Evidence to Guide Action:Comprehensive tobacco control in
Ontario (2016) Smoke-Free Ontario Scientific Advisory Committee

This report was followed up the following year with recommendations of the Executive Steering Committee of the Smoke-Free Ontario modernization process.  At the head of their list of priority actions were ways to "Challenge and Contain the Tobacco Industry", suggestions for which included reducing the availability of tobacco in retail settings, reducing the supply of tobacco products in Ontario and making industry practices more transparent. Other suggestions were focused on beefing up the cessation system, providing protection from smoke in multi-unit dwellings, raising the minimum age from 19 to 21, and making university campuses smoke-free.

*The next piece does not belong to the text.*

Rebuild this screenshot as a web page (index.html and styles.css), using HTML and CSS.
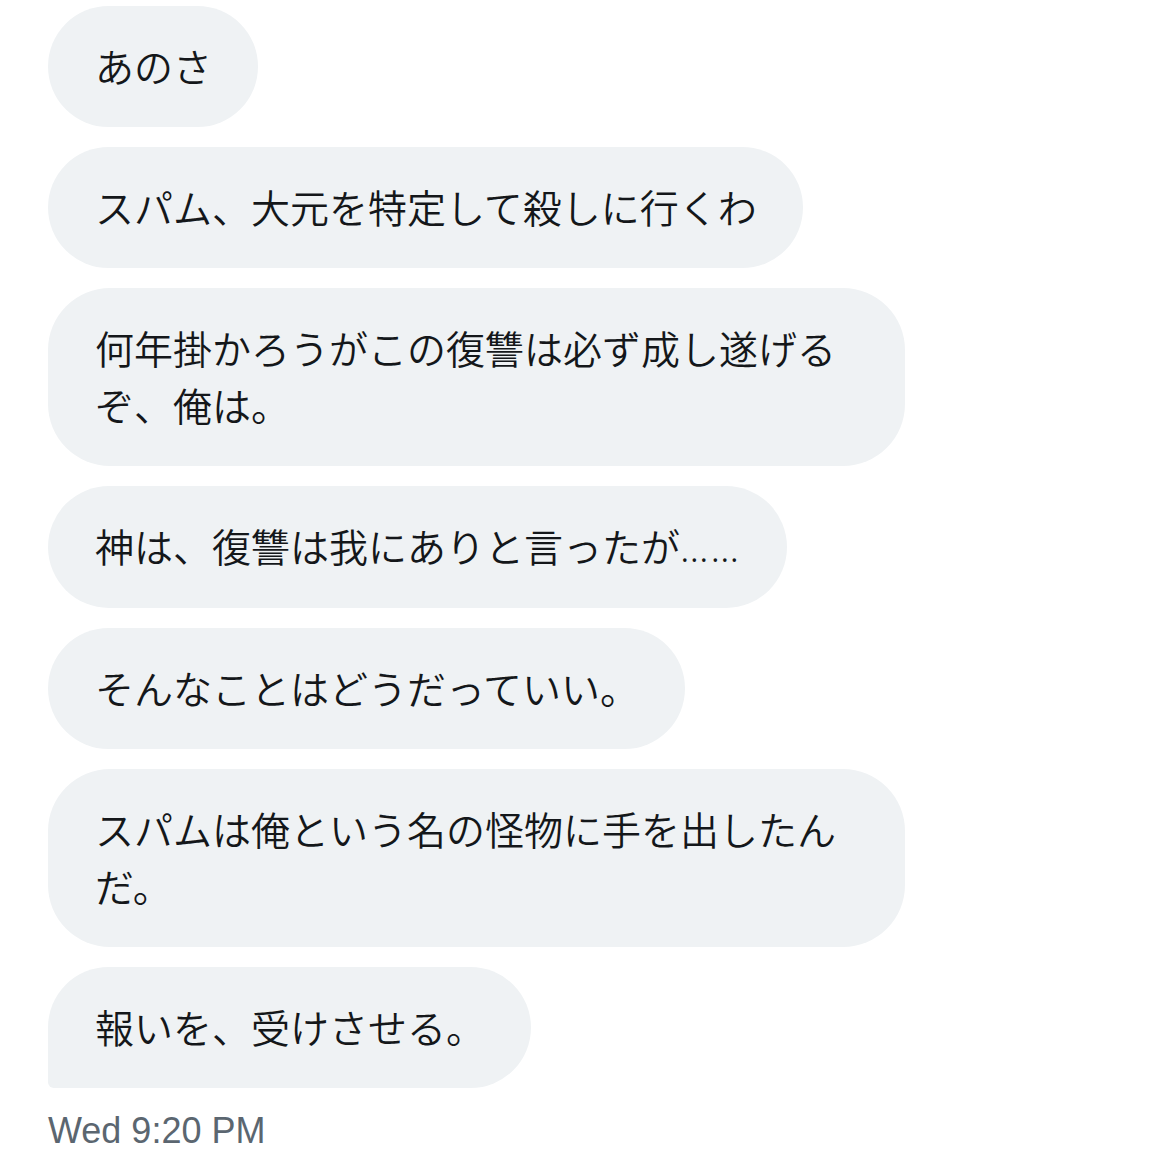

One might have thought that because these advisory processes were established by the ministry that some of the results would have been reflected in the final strategy. Few of the policy advances -- and none of the innovative measures -- appear to have survived the cut.

Not surprisingly, the government has done little to draw attention to its new plan. It is not, for example, listed on the Smoke-Free Ontario site and has been released without fanfare.

Where Ontario fails to lead, will Ottawa follow?

Health Canada's renewal of its tobacco control strategy was due to be renewed in April 2017, but was delayed to give the department an extra year to develop what we were told would be "bold" and "innovative" measures.

The extra year has come and gone without any signal from the department about what it has decided upon. In the meantime, the words "bold" and "innovative" have been dropped during discussions with outsiders.

Given what we know about tobacco industry behaviour, governments should be bringing the tobacco industry to heel, not giving them a free pass.  The tobacco industry is the source of the tobacco epidemic that is killing over 45,000 Canadian a year.

If neither the Ontario government nor the federal government is willing to make bold moves to address the problem at its source, who will protect Ontarians?